For now. There is, has to be, a mechanism of overflow. I have introduced John Norris, and the invasion scare of 1744, not to be confused with the invasion scare of 1745, and the expeditionary army on the continent, and the problem of designing, building and fitting out warships. To that needs to be added the problem of manning them, and basing them. At the same time, we have the unlooked-for "helicopter money" provided by booty, above all Anson's "prize of all the oceans." At the end, I think it is pretty clear that the success of the Pelham manouevres, and of the consol, is telling is that there is a shift of the British economy onto a new, higher growth trajectory. My intuition is that this is causal, not coincidental. 

*Dickson contributed a great chapter on the financing of the war in the Cambridge New Modern History. It may be available here if you don't exhaust your preview time before you find it.

**David Denis Aldridge, Admiral Sir John Norris and the British Naval Expeditions to the Baltic Sea, 1717—1727 (Lund, Sweden: Nordic Academic Press, 2009): 12.


  1. You might like which is Rule Britannia with a nice bit of stage business by Sarah Connolly.

    I think there's an analogy lurking somewhere in the progress of stud-frame house construction, which has gone from rough-sawn 2x6 of high quality through the current scarcely-usable SPF stud-grade milled 2x4 that requires great skill and prompt attachment of skinning materials, so much so you can tell when the builder is serious by observing what grade of steel studs they're using instead. You can get a long way by substituting technique, but eventually you can't. (And I realize BC still has much more presentable softwood available to the building trades. It's still not what it was.) "I am over-pressed with sail" was presumably in the signal book for a reason.

    More generally, what I'm taking from this post is that debt isn't much of a problem when the sovereign both has control (as they must, to have reduced the interest on the debt) and there's general agreement as to the utility and necessity of the national enterprise. (I might even go so far to wonder if there's something to do with the ocean carrying trade generally involved, as a source of collective focus; giving up shipping for harbour building a worse idea than it seemed at the time?)

    Nothing quite like a war to focus on pragmatic outcomes and keeping the graft down to a modest level.

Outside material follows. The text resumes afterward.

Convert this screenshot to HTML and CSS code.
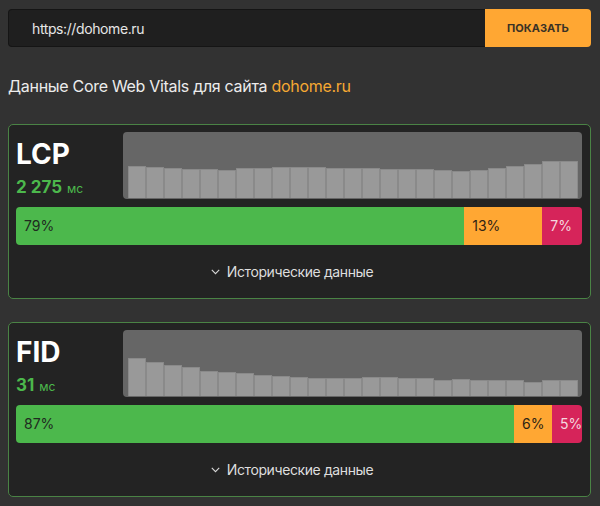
FILE: index.html
```html
<!DOCTYPE html>
<html lang="ru">
<head>
<meta charset="utf-8">
<title>Core Web Vitals</title>
<link rel="stylesheet" href="styles.css">
</head>
<body>
<form class="search">
  <div class="search-input">https://dohome.ru</div>
  <button class="search-btn" type="button">ПОКАЗАТЬ</button>
</form>

<h1 class="title">Данные Core Web Vitals для сайта <span class="site">dohome.ru</span></h1>

<section class="card">
  <div class="card-top">
    <div class="metric">
      <div class="metric-name">LCP</div>
      <div class="metric-value">2 275 <span class="unit">мс</span></div>
    </div>
    <div class="chart">
      <div class="bar" style="height:32px"></div>
      <div class="bar" style="height:31px"></div>
      <div class="bar" style="height:30px"></div>
      <div class="bar" style="height:29px"></div>
      <div class="bar" style="height:29px"></div>
      <div class="bar" style="height:28px"></div>
      <div class="bar" style="height:30px"></div>
      <div class="bar" style="height:30px"></div>
      <div class="bar" style="height:31px"></div>
      <div class="bar" style="height:31px"></div>
      <div class="bar" style="height:31px"></div>
      <div class="bar" style="height:30px"></div>
      <div class="bar" style="height:30px"></div>
      <div class="bar" style="height:30px"></div>
      <div class="bar" style="height:29px"></div>
      <div class="bar" style="height:29px"></div>
      <div class="bar" style="height:29px"></div>
      <div class="bar" style="height:28px"></div>
      <div class="bar" style="height:27px"></div>
      <div class="bar" style="height:28px"></div>
      <div class="bar" style="height:30px"></div>
      <div class="bar" style="height:32px"></div>
      <div class="bar" style="height:34px"></div>
      <div class="bar" style="height:37px"></div>
      <div class="bar" style="height:37px"></div>
    </div>
  </div>
  <div class="dist">
    <div class="seg good" style="width:79.2%">79%</div>
    <div class="seg avg" style="width:13.8%">13%</div>
    <div class="seg poor" style="width:7%">7%</div>
  </div>
  <div class="history">
    <svg class="chev" width="9" height="6" viewBox="0 0 9 6"><path d="M0.8 0.8 L4.5 4.6 L8.2 0.8" fill="none" stroke="#d8d8d8" stroke-width="1.1"/></svg>
    <span>Исторические данные</span>
  </div>
</section>

<section class="card">
  <div class="card-top">
    <div class="metric">
      <div class="metric-name">FID</div>
      <div class="metric-value">31 <span class="unit">мс</span></div>
    </div>
    <div class="chart">
      <div class="bar" style="height:38px"></div>
      <div class="bar" style="height:34px"></div>
      <div class="bar" style="height:31px"></div>
      <div class="bar" style="height:29px"></div>
      <div class="bar" style="height:25px"></div>
      <div class="bar" style="height:24px"></div>
      <div class="bar" style="height:23px"></div>
      <div class="bar" style="height:21px"></div>
      <div class="bar" style="height:20px"></div>
      <div class="bar" style="height:19px"></div>
      <div class="bar" style="height:18px"></div>
      <div class="bar" style="height:18px"></div>
      <div class="bar" style="height:18px"></div>
      <div class="bar" style="height:19px"></div>
      <div class="bar" style="height:19px"></div>
      <div class="bar" style="height:18px"></div>
      <div class="bar" style="height:18px"></div>
      <div class="bar" style="height:16px"></div>
      <div class="bar" style="height:17px"></div>
      <div class="bar" style="height:16px"></div>
      <div class="bar" style="height:16px"></div>
      <div class="bar" style="height:16px"></div>
      <div class="bar" style="height:14px"></div>
      <div class="bar" style="height:16px"></div>
      <div class="bar" style="height:16px"></div>
    </div>
  </div>
  <div class="dist">
    <div class="seg good" style="width:88%">87%</div>
    <div class="seg avg" style="width:6.7%">6%</div>
    <div class="seg poor" style="width:5.3%">5%</div>
  </div>
  <div class="history">
    <svg class="chev" width="9" height="6" viewBox="0 0 9 6"><path d="M0.8 0.8 L4.5 4.6 L8.2 0.8" fill="none" stroke="#d8d8d8" stroke-width="1.1"/></svg>
    <span>Исторические данные</span>
  </div>
</section>
</body>
</html>
```

FILE: styles.css
```css
* { box-sizing: border-box; }

html, body {
  margin: 0;
  background: #323232;
}

body {
  padding: 9px 9px 0 8px;
  font-family: Inter, "Liberation Sans", Arial, sans-serif;
  color: #ececec;
}

.search {
  display: flex;
  height: 38px;
  margin: 0;
}

.search-input {
  flex: 1;
  background: #1f1f1f;
  border: 1px solid #151515;
  border-right: none;
  border-radius: 4px 0 0 4px;
  padding-left: 23px;
  display: flex;
  align-items: center;
  font-size: 14px;
  letter-spacing: -0.4px;
  color: #e6e6e6;
}

.search-btn {
  width: 106px;
  border: none;
  background: #ffa733;
  border-radius: 0 4px 4px 0;
  font-family: Inter, "Liberation Sans", Arial, sans-serif;
  font-size: 11px;
  font-weight: 700;
  letter-spacing: 0;
  color: #3a3226;
  padding: 0;
}

.title {
  margin: 27px 0 26px;
  font-size: 16px;
  line-height: 24px;
  font-weight: 400;
  letter-spacing: -0.3px;
  color: #ececec;
}

.site {
  color: #f7a932;
}

.card {
  background: #232323;
  border: 1px solid #4a8345;
  border-radius: 5px;
  padding: 7px 8px 0 7px;
  margin-bottom: 23px;
}

.card-top {
  display: flex;
  height: 67px;
}

.metric {
  width: 107px;
  flex: none;
  padding-top: 8px;
}

.metric-name {
  font-size: 28px;
  line-height: 28px;
  font-weight: 700;
  color: #ffffff;
}

.metric-value {
  margin-top: 9px;
  font-size: 17px;
  line-height: 20px;
  font-weight: 700;
  color: #4cb84c;
}

.unit {
  font-size: 12px;
  font-weight: 400;
  margin-left: 1px;
}

.chart {
  flex: 1;
  background: #666666;
  border-radius: 4px;
  display: flex;
  align-items: flex-end;
  padding: 0 4px 1px 5px;
}

.bar {
  flex: 1;
  background: #999999;
  border: 1px solid #8a8a8a;
  border-bottom: none;
  border-radius: 1px 1px 0 0;
}

.dist {
  display: flex;
  height: 38px;
  margin-top: 8px;
  border-radius: 4px;
  overflow: hidden;
  font-size: 14px;
  line-height: 38px;
}

.seg {
  padding-left: 8px;
  white-space: nowrap;
  overflow: hidden;
}

.good { background: #4cb84c; color: #1f2a1f; }
.avg { background: #ffa733; color: #2f2414; }
.poor { background: #d6245a; color: #f4d6df; }

.history {
  height: 53px;
  display: flex;
  align-items: center;
  justify-content: center;
  gap: 7px;
  padding-right: 14px;
  font-size: 14px;
  letter-spacing: -0.4px;
  color: #dedede;
}

.chev {
  display: block;
  margin-top: 1px;
}
```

It might just be that industrial capitalism got invented in conditions of national survival and doesn't know how to work well without those constraints.

  2. Graft? Actually, the pork, uhm flowed? One guinea per thousand of pounds granted was the accepted rate. There is something going on, but we're going to have to talk about contracting and the expansion of the fleet in 1740--8 first.

    1. A guinea is a 21 shilling coin, isn't it?

      Oh, but it wasn't, it was gold versus silver and fluctuated. Thank you Google. But even at 30 shillings, that's still 1.5%, which seems rather implausibly low for graft in military contracting.

      Looking forward to the fleet fluctuation.

  3. Oh, hey -- asserts, of George II's coinage of guineas, while some 1745 coins carry the mark LIMA to indicate the gold came from Admiral George Anson's round-the-world voyage.

    Some of Queen Anne's are similarly asserted to have said VIGO, from Spanish gold captured in the Battle of Vigo Bay, so this seems to have been a thing.

  4. Bear in mind that the "one guinea per thousand pounds" is what a naval surveyor admitted to before an inquiry as accepted and normal. The guy with a £350 income who took in £3500 might be more representative. Pepys admits in his diaries to taking £1990 "other gains" from his timber contractor, Sir William Warren, £2566 in all during 1660--6.

    As for the "Lima" and "Vigo" coins, they're not uncommon, and political theater. Not that the feeling isn't real and lasting. Three hundred years and the Dutch are still partying:

  5. Pepys sounds a lot more like what I'd expect.

    Political theatre, sure, but there really isn't that much gold, and this is well before both California and South Africa. (And after the big pulse from the initial Spanish conquests has mostly happened.) I have to wonder if the economic consequences aren't plain and simple expanding the money supply.

  6. So, because it is the last day of my holiday, and I am lazy, I was going to dawdle on Wikipedia by checking links to the article about Admiral of the Fleet Sir John Norris. But I never got there, because "Sir John Norris" has a disambiguation page.


    Words fail me.

  7. Something Alex said (over at the Yorkshire Ranter where I can't, for whatever reason, comment) pinged off my nogin.

    It looks like the financial system works well when the corruption is focused in a small group that has ... identification, common interests, some sort of binding ties, to the nation as a whole. It's when that's not true and the interests of the controling parties and the larger polity aren't aligned that things come apart.

  8. Indeed: so the crux of the issue may well come down to the fact that everyone expected a Jacobite restoration to reverse the church settlement and put tens of thousands of Church of England clergy out of a living. The narrow interests of English punditry were well-aligned with the Hanoverians, indeed.